Japanese business entertainment expense

Japanese business entertainment expense

In the previous section on Japanese recruitment and performance related pay, we looked at salary structures that could cut your company’s Japanese subsidiary’s fixed wages costs by 30% or more. Next we’ll look at controlling the Japanese subsidiary’s other business costs, starting with maybe the most contentious after salary; entertainment expenses.

Business entertainment is traditionally a significant cost for Japanese companies, possibly because in the 1980s corporate and personal income tax rates were over 60%, while 80% or more of business entertainment expenses were legitimately tax-deductible. The business expense account became a tax-efficient way for companies to give benefits and added prestige to executives and managers; so much so that in the mid 1980s, Japanese business entertainment expenses surpassed Japan’s defense budget by almost 25%. Fast forward three decades and the attitudes of the tax office and public have changed. In the early 2000s, tax revenues were declining as Japan’s recession wore on, and Japan’s regular salarymen complained that while they were suffering reduced bonuses and no annual pay raises, executives and managers were still benefiting from tax-free entertainment perks. The result? The government overhauled the Corporation Tax Law so that companies with more than JPY100,000,000 paid-in capital can no longer deduct any entertainment expenses from taxable income (although they can deduct 50% of meal expenses), while companies with less than JPY100,000,000 paid-in capital can only deduct entertainment expenses up to JPY8,000,000 a year. Japan’s Corporation Tax Law may have changed, but some Japanese executives’ and managers’ attitudes have not. In most markets your company deals in, it’s probably traditional to an extent to wine and dine non-government customers in the hope of improving the level of business done with them, but in Japan, business entertainment is almost a corporate institution. Many very expensive restaurants (and 90% of the hostess clubs and other private ‘clubs’) in the more fashionable areas of Tokyo, earn much of their income from corporate business entertainment.

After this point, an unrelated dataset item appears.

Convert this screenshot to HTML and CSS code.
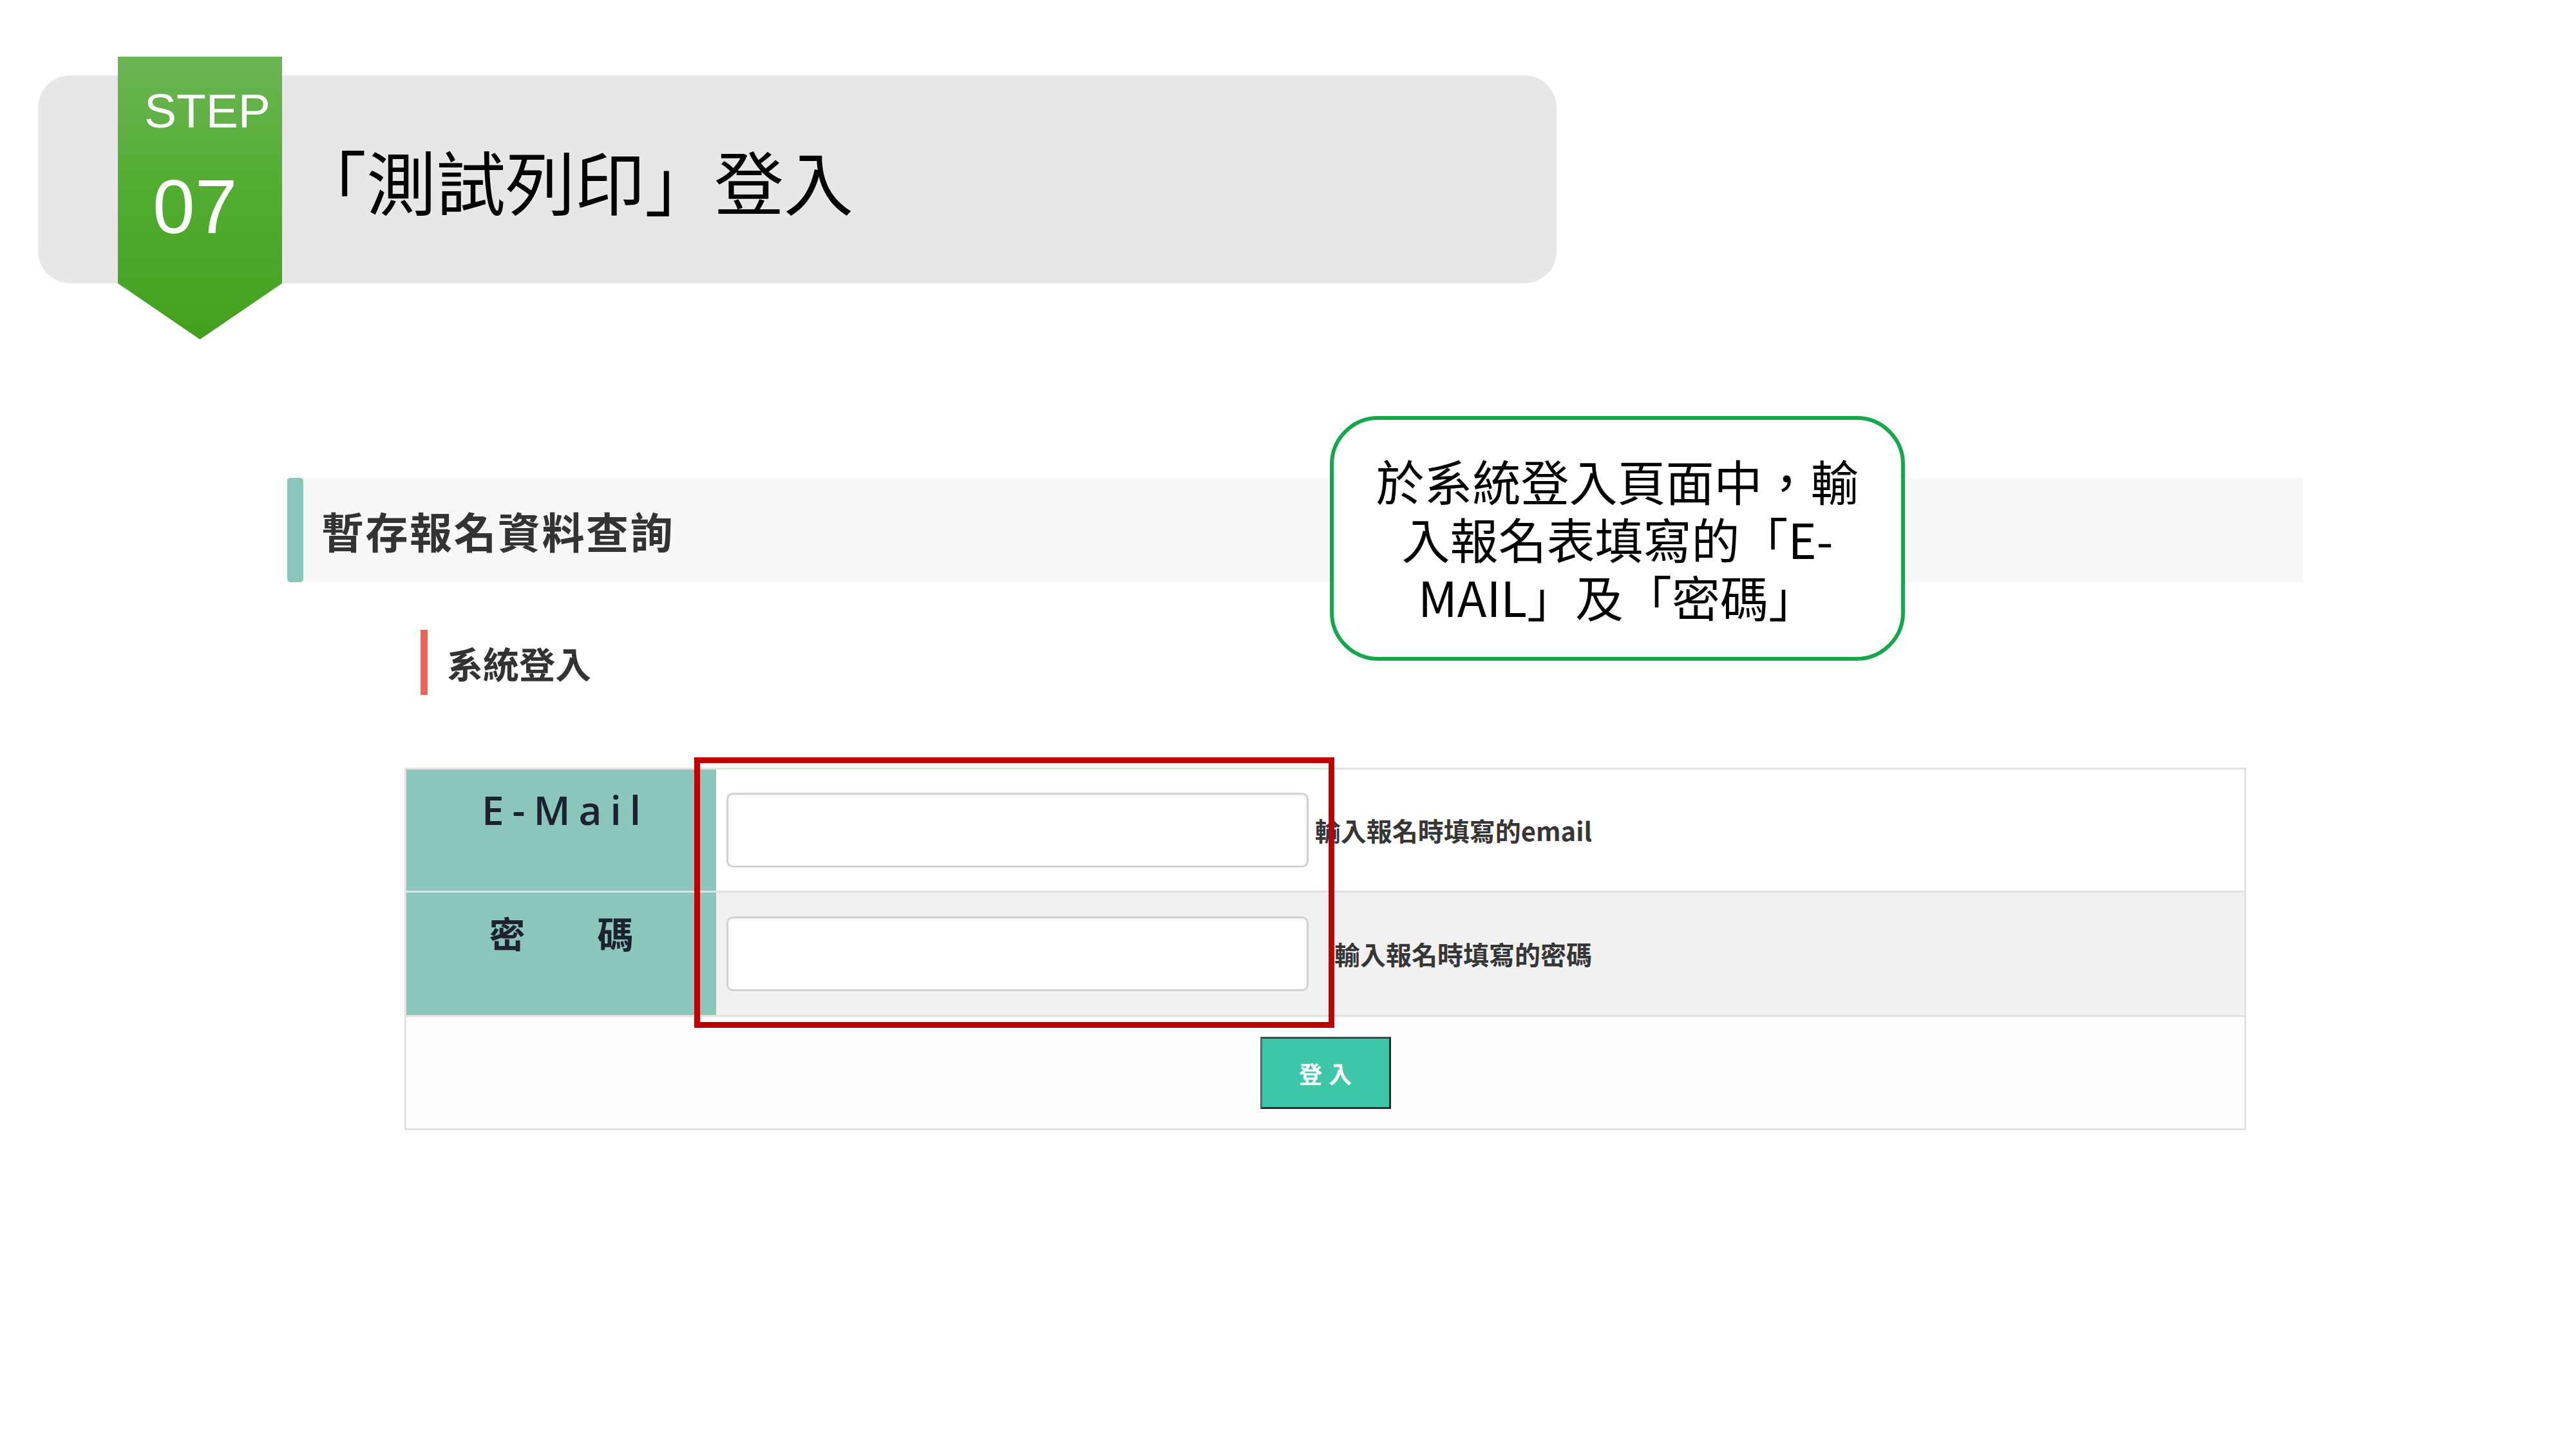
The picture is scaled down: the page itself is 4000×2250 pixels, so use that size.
FILE: index.html
```html
<!DOCTYPE html>
<html lang="zh-TW">
<head>
<meta charset="utf-8">
<title>測試列印登入</title>
<link rel="stylesheet" href="styles.css">
</head>
<body>
<div class="page">
  <header class="step-header">
    <div class="step-badge">
      <span class="step-label">STEP</span>
      <span class="step-num">07</span>
    </div>
    <h1 class="step-title">「測試列印」登入</h1>
  </header>

  <section class="query">
    <div class="query-title">
      <span class="accent"></span>
      <h2>暫存報名資料查詢</h2>
    </div>
    <div class="sub-title">
      <span class="accent-red"></span>
      <h3>系統登入</h3>
    </div>

    <div class="login-wrap">
      <div class="login-table">
        <div class="row row-1">
          <div class="lbl"><span class="lbl-en">E-Mail</span></div>
          <div class="field"><input class="inp" type="text"></div>
          <div class="help">輸入報名時填寫的email</div>
          <div class="rest"></div>
        </div>
        <div class="row row-2">
          <div class="lbl"><span class="lbl-zh">密　　碼</span></div>
          <div class="field"><input class="inp" type="password"></div>
          <div class="help">輸入報名時填寫的密碼</div>
          <div class="rest"></div>
        </div>
        <div class="row row-3">
          <button class="btn-login" type="button">登入</button>
        </div>
      </div>
      <div class="highlight"></div>
    </div>
  </section>

  <div class="callout">於系統登入頁面中，輸<br>入報名表填寫的「E-<br>MAIL」及「密碼」</div>
</div>
</body>
</html>
```

FILE: styles.css
```css
html, body {
  margin: 0;
  padding: 0;
  background: #ffffff;
}

.page {
  position: relative;
  width: 4000px;
  height: 2250px;
  overflow: hidden;
  background: #ffffff;
  font-family: "Noto Sans CJK TC", "Noto Sans", sans-serif;
}

/* ---------- Step header ---------- */
.step-header {
  position: relative;
  box-sizing: border-box;
  margin: 117px 0 0 59px;
  width: 2358px;
  height: 323px;
  background: #e7e7e7;
  border-radius: 50px;
  display: flex;
  align-items: center;
  padding-left: 402px;
}

.step-badge {
  position: absolute;
  left: 124px;
  top: -29px;
  width: 255px;
  height: 439px;
  background: linear-gradient(180deg, #6bb555 0%, #52ad31 45%, #43a01d 100%);
  clip-path: polygon(0 0, 100% 0, 100% 80.2%, 50% 100%, 0 80.2%);
  display: flex;
  flex-direction: column;
  align-items: flex-start;
  font-family: "Liberation Sans", Arial, sans-serif;
  color: #ffffff;
}

.step-label {
  font-size: 75px;
  line-height: 75px;
  margin: 47px 0 0 41px;
}

.step-num {
  font-size: 118px;
  line-height: 118px;
  margin: 52px 0 0 54px;
}

.step-title {
  margin: 0;
  font-family: "Noto Sans CJK TC", sans-serif;
  font-weight: 400;
  font-size: 108px;
  line-height: 1;
  color: #000000;
}

/* ---------- Query section ---------- */
.query {
  margin-top: 302px;
}

.query-title {
  margin-left: 446px;
  width: 3130px;
  height: 162px;
  background: #f8f8f8;
  display: flex;
  align-items: center;
}

.accent {
  width: 25px;
  align-self: stretch;
  background: #88c6b9;
  border-radius: 5px;
}

.query-title h2 {
  margin: 0 0 0 28px;
  font-size: 66px;
  line-height: 1;
  font-weight: 700;
  letter-spacing: 2.5px;
  color: #333333;
}

.sub-title {
  margin: 74px 0 0 653px;
  height: 101px;
  display: flex;
  align-items: center;
}

.accent-red {
  width: 11px;
  height: 101px;
  background: #ee6352;
}

.sub-title h3 {
  margin: 0 0 0 30px;
  font-size: 56px;
  line-height: 1;
  font-weight: 700;
  color: #333333;
}

/* ---------- Login table ---------- */
.login-wrap {
  position: relative;
  margin: 113px 0 0 628px;
  width: 2860px;
}

.login-table {
  border: 3px solid #e2e2e2;
}

.row {
  display: flex;
  border-bottom: 3px solid #e2e2e2;
}

.row:last-child {
  border-bottom: 0;
}

.row-1 {
  height: 188px;
  background: #ffffff;
}

.row-2 {
  height: 190px;
  background: #f0f1f0;
}

.row-3 {
  height: 173px;
  background: #fdfdfd;
  justify-content: center;
  align-items: center;
}

.lbl {
  box-sizing: border-box;
  width: 481px;
  flex: none;
  background: #8ac6ba;
  text-align: center;
  padding-top: 22px;
  line-height: 80px;
  color: #1d2130;
}

.lbl-en {
  font-family: "Open Sans", "Noto Sans", sans-serif;
  font-weight: 600;
  font-size: 62px;
  letter-spacing: 13px;
  margin-right: -13px;
}

.lbl-zh {
  font-family: "Noto Sans CJK TC", sans-serif;
  font-weight: 700;
  font-size: 56px;
}

.field {
  box-sizing: border-box;
  width: 920px;
  flex: none;
  padding-left: 16px;
  display: flex;
  align-items: center;
}

.inp {
  box-sizing: border-box;
  width: 904px;
  height: 116px;
  margin: 0;
  border: 3px solid #d2d2d2;
  border-radius: 10px;
  background: #ffffff;
  box-shadow: inset 0 2px 3px rgba(0, 0, 0, 0.06);
  outline: none;
}

.help {
  width: 440px;
  flex: none;
  display: flex;
  align-items: center;
  justify-content: flex-end;
  font-size: 40px;
  font-weight: 700;
  color: #363636;
  white-space: nowrap;
}

.rest {
  flex: 1;
}

.btn-login {
  box-sizing: border-box;
  width: 203px;
  height: 112px;
  margin: 0;
  padding: 0 0 0 10px;
  background: #3dc7a9;
  border: 3px solid #2a2a2a;
  border-left-color: #5d6b68;
  border-top-color: #34504a;
  color: #ffffff;
  font-family: "Noto Sans CJK TC", sans-serif;
  font-size: 36px;
  font-weight: 700;
  letter-spacing: 10px;
}

.highlight {
  position: absolute;
  left: 450px;
  top: -16px;
  width: 994px;
  height: 420px;
  box-sizing: border-box;
  border: 9px solid #c00000;
  pointer-events: none;
}

/* ---------- Callout ---------- */
.callout {
  position: absolute;
  left: 2065px;
  top: 646px;
  width: 893px;
  height: 380px;
  box-sizing: border-box;
  border: 6px solid #14a84c;
  border-radius: 75px;
  background: #ffffff;
  display: flex;
  align-items: center;
  justify-content: center;
  text-align: center;
  font-family: "Noto Sans CJK TC", sans-serif;
  font-weight: 400;
  font-size: 75px;
  line-height: 90px;
  color: #000000;
}
```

Recent corporate income tax reductions and the gradual reduction in the amount of business entertainment expenses deductible from pre-tax income, has greatly increased the corporate cost of business entertainment. It is also generally realized that a large amount of Japanese business entertainment is not entertaining legitimate customers (although managers and executives report it as such) but often managers and executives entertaining friends and colleagues. A company must justify its business entertainment expenses with receipts, but some receipts are very vague, such as the infamous Japanese ‘ryoushushou’; a hand-written receipt which shows the total amount paid but no detail of goods bought. Restaurants, department stores, all manner of smaller stores, bars, hostess clubs (where Japanese men pay from US$500 – US$1,500 per person to sit drinking with glamorous young women into the small hours) and other ‘venues’ issue ryoushushou and the tax office accepts them as proof of expense. These factors, combined with the effects of the 1990s recession on corporate profits and social concern at the increase in alcoholism in Japan, caused many of Japan’s largest companies to impose strict internal rules on allowable business entertainment. If your company wants to survive doing business in Japan, then it must follow those companies’ example and have a written policy about just who in its Japanese subsidiary has authority to incur entertainment expense, with whom and when.

One of those infamous myths of the Japanese market claims that “……you must entertain customers if you want to succeed doing business in Japan……”. Agreed your company will need to entertain certain Japanese customers from time to time, but before allowing that myth to foster a carte blanche ‘anything goes’ attitude to Japanese business entertainment expenses, consider that:

  • An evening’s formal entertainment in Tokyo for just 2 people can easily cost anywhere from US$300 – US$2,000 or more.
  • Japanese customers often attend meetings, evening meetings included, in groups of 3, 4 or more; if you field 2 or 3 people, you will easily incur a substantial and often unjustifiably expensive expense.
  • It is well-known that some Japanese (and some resident foreigner) executives accept positions with foreign company subsidiaries to benefit from the use of an unrestricted (due to remoteness and lack of understanding of Japanese business culture) expense account.
  • It is also well-known that some executives of Japanese companies use their expense accounts for entertaining friends, including girlfriends, and family.

If not firmly controlled, the cost of Japanese business entertainment will wreck your company’s business in Japan. I knew one executive, a foreigner resident in Japan, who in 3 years burned through almost US$500,000 in ‘business entertainment’, most of which had nothing to do with business and a lot to do with his nightlife; the subsidiary he was managing was meanwhile rotting in the gutter. Japanese business entertainment is one area where your company’s CFO must impose strict checks and balances to safeguard against abuse. Once again, the example your Japanese company President sets will be crucially important.